While the risks have increased, the stakes remain the same. Consumers have less tolerance for downtime than ever and revenue raising is tied ever more closely to uninterrupted performance. "Mary Kostakidas can't sit there on the 6:30 evening news and say, hang on folks while we just reboot the servers'," Beremen says. "When we stop broadcasting for five minutes we lose viewers and credibility. With three quarters of our funding coming from taxpayers, that situation is not ideal."
There are also peripheral concerns burdening the customer. Doug Oates, general manager of managed service provider Pihana Pacific, says companies today need to protect against financial damage resulting from service providers that go bust. Integrators and MSPs should encourage clients to be carrier-neutral and provide access to a number of providers so if one goes down they can route connections to a different service provider and ensure they remain online, Oates says.
Most in the channel will tell you that organisations like SBS are in the minority for even being aware of their vulnerability. A "Prove It" disaster-readiness consortium identified 75 per cent of businesses that took the test for best practices are in the danger zone, 21 per cent need improvement and only 4 per cent met best practices.
Customers in denial
So what is the typical reaction from customers when their IT suppliers raise the topic of disaster recovery? "Denial," says a spokesperson for Canberra-based integrator 90East. "Their first reaction is an introspective look; they are not aware of their exposure."
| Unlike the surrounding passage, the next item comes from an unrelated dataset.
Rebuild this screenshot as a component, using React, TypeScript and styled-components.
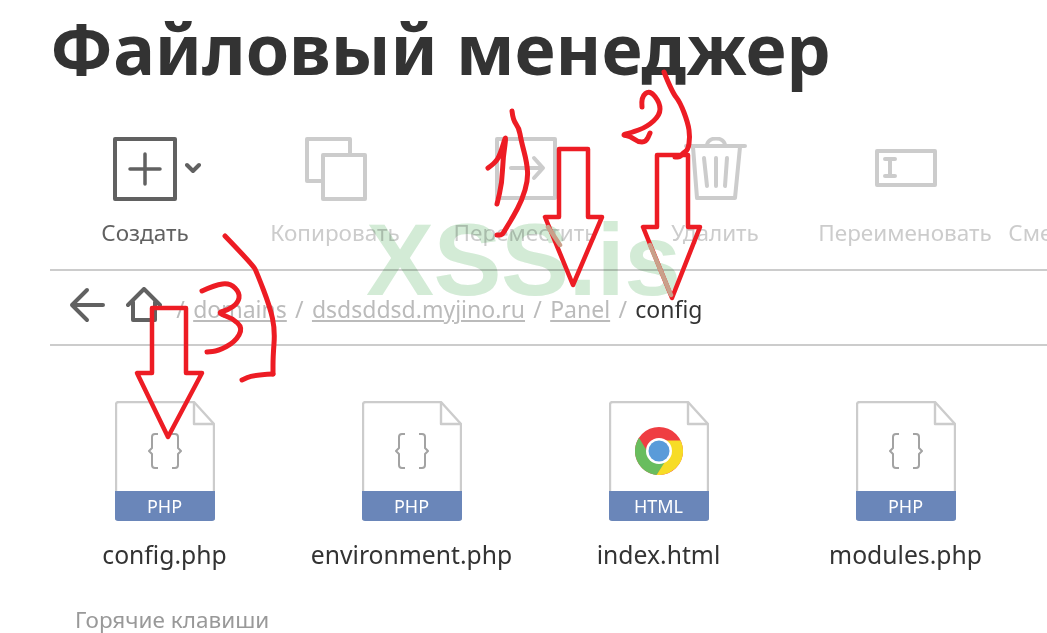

90East says the desire to look the other way is a hangover from days when disaster recovery (DR) had a significant premium. Now you can isolate yourself from a hard drive failure using a replacement device for a couple of hundred dollars, but this awareness has not dawned. "It takes one of two ways for customers to see the light," says 90East. "A compelling event or an anecdotal example that hits close to their hearts."
The perception of cost is not altogether false, though. DR implementations typically generate a tidy buck for integrators in hardware, software and services. "The revenue split [between hardware, software and services] is relatively even at the point of sale and implementation, with consultancy and ongoing management being the significant long-term cost to the customer," says Andrew Manners of HP.
Dunson, a specialist in thin-client networks, is experiencing great success testing firms' recovery capabilities. According to technical director Phil Lancaster, it requires a large services component and, because existing plans are usually found wanting, it typically leads to the implementation of additional equipment.
"Dunson has a client who uses Hyperion to amalgamate financial information from business units throughout the world. At specific times in the month, this function is highly critical in nature. We were asked to prove and document the availability and recovery of MetaFrame and Database Servers during both outages and meltdowns'. This included failing over to alternate servers on different sites, data recovery and data integrity. Further to this, we had to prove that equipment could be replaced and rebuilt in a timely and standard manner while the recovery site was in operation. We simulated disruptions as simple as comms, to disks, to whole servers, to the whole data centre. The result was the customer purchasing many hours of services, new servers, switches, routers and additional comms," says Lancaster.
At the same time, he warns against attacking DR with technology alone. "Don't be like many vendors and just focus on technology," he says. "This is a business continuity requirement. If manual methods will work, that is fine." Vendors are particularly prone to deluding customers that technology will solve all their ills. Lan 1's Wellar says IT as an industry tends to over-complicate. "Maybe you can process orders manually for four hours while the network is down," he says. "We shouldn't exclude a simple solution."
More important, however, is the question of whether resellers have the ability to investigate risk aversion. Graham Schultz, regional partner manager for Brocade Australia, says this depends on the company; for example, are they a consulting group or a reseller? "In most cases, typically in larger accounts, the reseller may only get involved after the consulting group has done the preliminary investigation and report," says Schultz.
Wellar, on the other hand, feels a certain amount of the assessment is commonsense and can be addressed with a tick-list. Resellers can find such resources on the Internet and Wellar recommends they speak to accountants for an understanding of how system failures and lost data convert into a business expense.
"A lot of resellers have never had to look at DR from a pure business point of view. The equation is not hard. If your critical data and access to it costs you $1 million you are going to spend more than $10 to protect it but less than $2 million. A good financial officer will be able to identify the cost to the company, but it doesn't have to be dead accurate."
Many businesses are attempting to alleviate the possibility of total system failure by engaging the services of a third-party data centre, either for specific functions or to create a complete replica of their infrastructure, a "hot-site". Managed services providers, such as Virtual.Offis, are making this easy to digest by packaging services in tidy bundles - secure off-site tape storage with pre-built and tested hot-swap hard drives ready for rebuild for $550 per server per month, for example. At the same time, Pihana Pacific says it has seen growing interest in its Backup Office Environment, which allows customers to set up shop in its facility, inclusive of telephone systems, PCs and servers.
However, StorageTek's Tunstall warns that outsourcing is often used as a way to shirk the responsibility of constructing a thorough DR solution while still being seen to be doing something.
Nothing beats doing it yourself.
Causes of catastrophe
Integrators outline the common triggers of modern-day disasters.
- The "fat finger" syndrome, i.e. user error. Network Appliance claims up to 80 per cent of system outages are a direct result of user error, such as corrupting, deleting or simply losing files.
- Hardware error is the cause of 40 per cent of all downtime, according to StorageTek.
- Power outages account for more disasters than bombs, hurricanes and earthquakes combined.
- Application failure is estimated to account for around 12 per cent.
- The demise of service providers, such as One.Tel and WorldCom.
- Other environmental causes account for up to 3 per cent.